11 December – 5 February 2011
Laura Bartlett Gallery
‘My acts, my painting, my photographing, my considering, are part of, not separate from, this process of evolution and change. My participation was not so much one of intellectual consideration as one of visceral involvement,’ John Divola
John Divola’s Zuma Series is a landmark body of work completed between 1974 and 1977. The works’ association with process is centered in the fact that the artist not only recorded the decomposition and dilapidation of this structure, but that he began to participate, like an natural elemental force of nature, with the transformation of the structure.
How Soon Is Now
20 November – 8 February 2011
Garage Center for Contemporary Culture
‘How Soon is Now’ presents fifteen of the most interesting contemporary artists working with the photographic medium, including Anne Collier, Darius Khondji, Elad Lassry and Taryn Simon. They have been selected by five of the world’s leading artists and curators – Tom Eccles, Liam Gillick, Hans Ulrich Obrist, Philippe Parreno and Beatrix Ruf. The group exhibition showcases a broad curatorial perspective of international contemporary photography and offers the visitor a snap-shot of each artist’s work.

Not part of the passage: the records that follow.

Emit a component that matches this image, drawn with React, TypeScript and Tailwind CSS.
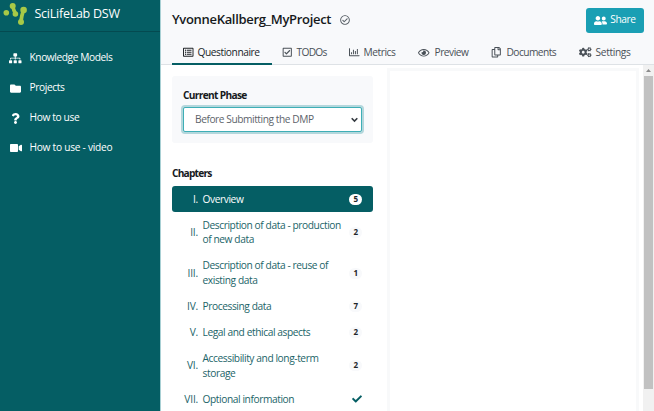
import React from "react";
import {
  FaSitemap, FaFolder, FaQuestion, FaVideo, FaRegCheckCircle, FaRegListAlt, FaRegCheckSquare,
  FaRegChartBar, FaRegEye, FaRegCopy, FaCogs, FaUserFriends, FaCheck,
} from "react-icons/fa";

const nav = [
  { icon: <FaSitemap size={12.5} />, label: "Knowledge Models", cls: "tracking-[-0.42px]" },
  { icon: <FaFolder size={11} />, label: "Projects", cls: "tracking-[-0.4px]" },
  { icon: <FaQuestion size={11} />, label: "How to use", cls: "tracking-[-0.36px]" },
  { icon: <FaVideo size={12} />, label: "How to use - video", cls: "tracking-[-0.27px]" },
];

const tabs = [
  { icon: <FaRegListAlt size={10.5} />, label: "Questionnaire", cls: "w-[100px] pl-[11px] gap-[4px] tracking-[-0.43px] text-[#212529] border-[#055e64]" },
  { icon: <FaRegCheckSquare size={10.5} />, label: "TODOs", cls: "w-[66px] pl-[10px] gap-[4px] tracking-[-0.7px] text-[#495057] border-transparent" },
  { icon: <FaRegChartBar size={10.5} />, label: "Metrics", cls: "w-[70px] pl-[11px] gap-[4px] tracking-[-0.43px] text-[#495057] border-transparent" },
  { icon: <FaRegEye size={11.5} />, label: "Preview", cls: "w-[73px] pl-[10px] gap-[5px] tracking-[-0.48px] text-[#495057] border-transparent" },
  { icon: <FaRegCopy size={10.5} />, label: "Documents", cls: "w-[87px] pl-[10px] gap-[5px] tracking-[-0.55px] text-[#495057] border-transparent" },
  { icon: <FaCogs size={12.5} />, label: "Settings", cls: "w-[74px] pl-[11px] gap-[4px] tracking-[-0.34px] text-[#495057] border-transparent" },
];

const chapters = [
  { n: "I.", lines: ["Overview"], count: "5", active: true },
  { n: "II.", lines: ["Description of data - production", "of new data"], count: "2" },
  { n: "III.", lines: ["Description of data - reuse of", "existing data"], count: "1" },
  { n: "IV.", lines: ["Processing data"], count: "7" },
  { n: "V.", lines: ["Legal and ethical aspects"], count: "2" },
  { n: "VI.", lines: ["Accessibility and long-term", "storage"], count: "2" },
  { n: "VII.", lines: ["Optional information"], count: "" },
];

function Sidebar() {
  return (
    <aside className="w-[160px] shrink-0 bg-[#055e64] text-white">
      <div className="flex h-[32px] items-start border-b border-[#044a50] pl-[3px]">
        <svg width="25" height="27" viewBox="0 0 25 27" fill="#a7c947" stroke="#a7c947">
          <circle cx="3.3" cy="12.7" r="2.8" stroke="none" />
          <path d="M9.8 6.3Q10.5 10 12.4 13.3" fill="none" strokeWidth="3.6" strokeLinecap="round" />
          <circle cx="9.7" cy="6" r="3" stroke="none" />
          <circle cx="12.4" cy="14" r="2.8" stroke="none" />
          <path d="M20.5 10Q18.8 15 18 21" fill="none" strokeWidth="3.8" strokeLinecap="round" />
          <circle cx="20.6" cy="10" r="3.3" stroke="none" />
          <circle cx="18" cy="22" r="3" stroke="none" />
        </svg>
        <span className="ml-[6.5px] mt-[4px] text-[12.5px] leading-[20px] tracking-[-0.25px]">SciLifeLab DSW</span>
      </div>
      <nav className="pt-[11px]">
        {nav.map((i) => (
          <a key={i.label} className="flex h-[30px] items-center pl-[9px] text-[10.2px]">
            <span className="mr-[7.5px] flex w-[13px] justify-center">{i.icon}</span>
            <span className={i.cls}>{i.label}</span>
          </a>
        ))}
      </nav>
    </aside>
  );
}

export default function App() {
  return (
    <div className="flex h-[411px] w-[654px] overflow-hidden whitespace-nowrap bg-white font-['Open_Sans','Noto_Sans',sans-serif]">
      <Sidebar />
      <main className="flex w-[494px] flex-col border-l border-[#a8d0d4]">
        <header className="h-[65px] shrink-0 border-b border-[#dee2e6] bg-[#f8f9fb] pl-[11px]">
          <div className="flex h-[40px] items-center">
            <h1 className="w-[167.5px] text-[13px] font-semibold tracking-[-0.32px] text-[#16191c]">YvonneKallberg_MyProject</h1>
            <FaRegCheckCircle size={10} className="text-[#5d646b]" />
            <button className="ml-auto mr-[10px] flex h-[25px] w-[58px] items-center justify-center gap-[3px] rounded-[3px] bg-[#1a9fb4] text-[10.2px] tracking-[-0.4px] text-white">
              <FaUserFriends size={13} />
              <span>Share</span>
            </button>
          </div>
          <div className="flex h-[25px]">
            {tabs.map((t) => (
              <a key={t.label} className={`flex shrink-0 items-center border-b-2 pt-[2px] text-[10.2px] ${t.cls}`}>
                {t.icon}
                <span>{t.label}</span>
              </a>
            ))}
          </div>
        </header>
        <div className="flex h-[346px]">
          <section className="w-[226px] shrink-0 pl-[11px] pt-[11px]">
            <div className="h-[67px] w-[201px] rounded-[3px] bg-[#f8f9fb] px-[11px] pt-[11px]">
              <div className="text-[10.2px] font-bold leading-[16px] tracking-[-0.68px] text-[#16191c]">Current Phase</div>
              <div className="mt-[4px] flex h-[25px] items-center justify-between rounded-[2px] border border-[#3eaeb6] bg-white pl-[11px] pr-[3px] text-[10.2px] tracking-[-0.44px] text-[#5d646b] ring-2 ring-[#b3d7dc]">
                <span>Before Submitting the DMP</span>
                <svg width="7" height="6" viewBox="0 0 7 6" fill="none" stroke="#343a40" strokeWidth="1.6"><path d="M.7 1.2 3.5 4 6.3 1.2" /></svg>
              </div>
            </div>
            <h2 className="mt-[22px] text-[10.2px] font-bold leading-[16px] tracking-[-0.8px] text-[#16191c]">Chapters</h2>
            <div className="mt-[5px] w-[201px]">
              {chapters.map((c) => (
                <a
                  key={c.n}
                  className={`flex items-center rounded-[3px] text-[10.2px] leading-[14.7px] tracking-[-0.41px] ${c.lines.length > 1 ? "h-[40.7px]" : "h-[26px]"} ${c.active ? "bg-[#055e64] text-white" : "text-[#1b6468]"}`}
                >
                  <span className="w-[26px] shrink-0 text-right tracking-[-0.2px]">{c.n}</span>
                  <span className="ml-[4.5px] flex-1">
                    {c.lines.map((l) => <span key={l} className="block">{l}</span>)}
                  </span>
                  {c.count ? (
                    <span className={`mr-[11px] flex h-[11px] w-[13px] shrink-0 items-center justify-center rounded-full text-[8px] font-bold text-[#212529] ${c.active ? "bg-white" : "bg-[#f8f9fb]"}`}>{c.count}</span>
                  ) : (
                    <FaCheck size={10} className="mr-[11px] text-[#055e64]" />
                  )}
                </a>
              ))}
            </div>
          </section>
          <section className="mt-[3px] w-[252px] shrink-0 border-x-[3px] border-t-[3px] border-[#f8f9fa]" />
          <div className="ml-auto w-[11px] bg-[#f1f1f1]">
            <div className="flex h-[11px] items-center justify-center">
              <svg width="5" height="3" viewBox="0 0 5 3" fill="#8b8b8b"><path d="M0 3 2.5 0 5 3Z" /></svg>
            </div>
            <div className="mx-px h-[313px] bg-[#c1c1c1]" />
          </div>
        </div>
      </main>
    </div>
  );
}
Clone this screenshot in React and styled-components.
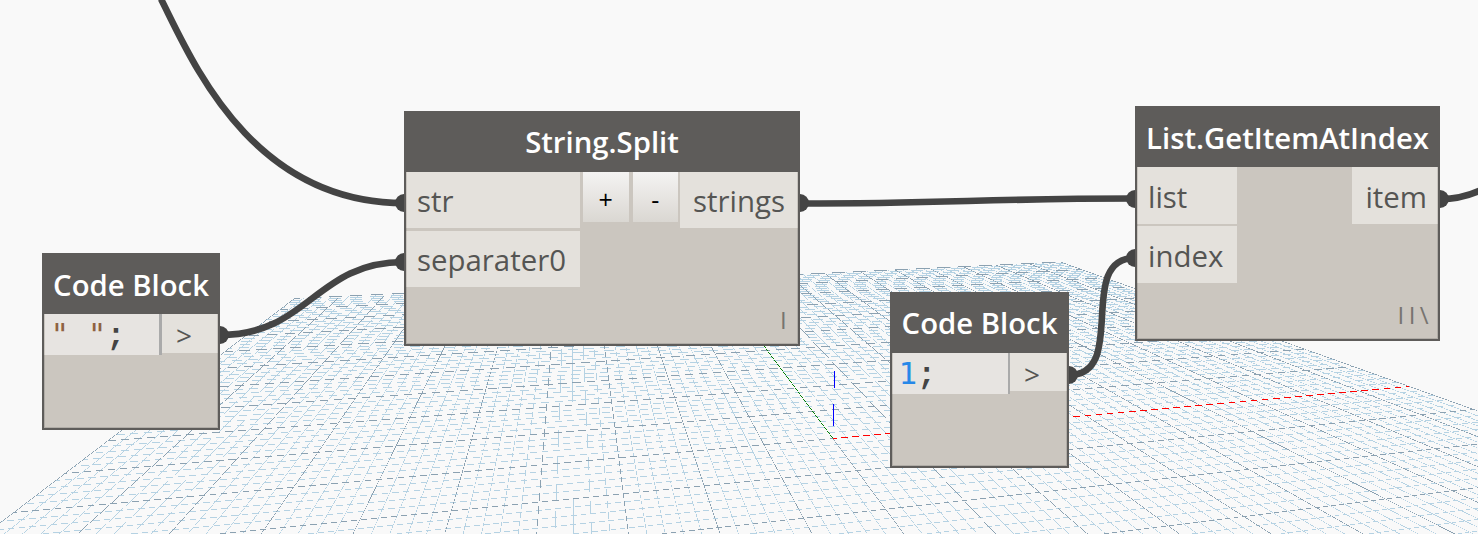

2 December 2010 – 15 January 2011
Michael Stevenson is presenting its 15th annual summer exhibition comprising five solo shows by Anton Kannemeyer, Viviane Sassen, Claudette Schreuders, Serge Alain Nitegeka and Hylton Nel. Kannemeyer shows new works from his Alphabet of Democracy series, chronicling the absurdities of life in the democratic South Africa. Dutch photographer Sassen presents photographs taken in East Africa where she grew up. Schreuders exhibits four new sculptures, prior to her solo exhibition in April 2011 at the Jack Shainman Gallery in New York. The winner of the 2010 Tollman Award for Visual Art, Nitegeka, is showing meditations on form based on his experience of Johannesburg. Nel’s new works continue his distinctive style of work, rich in references to the decorative arts, literary and art-historical sources.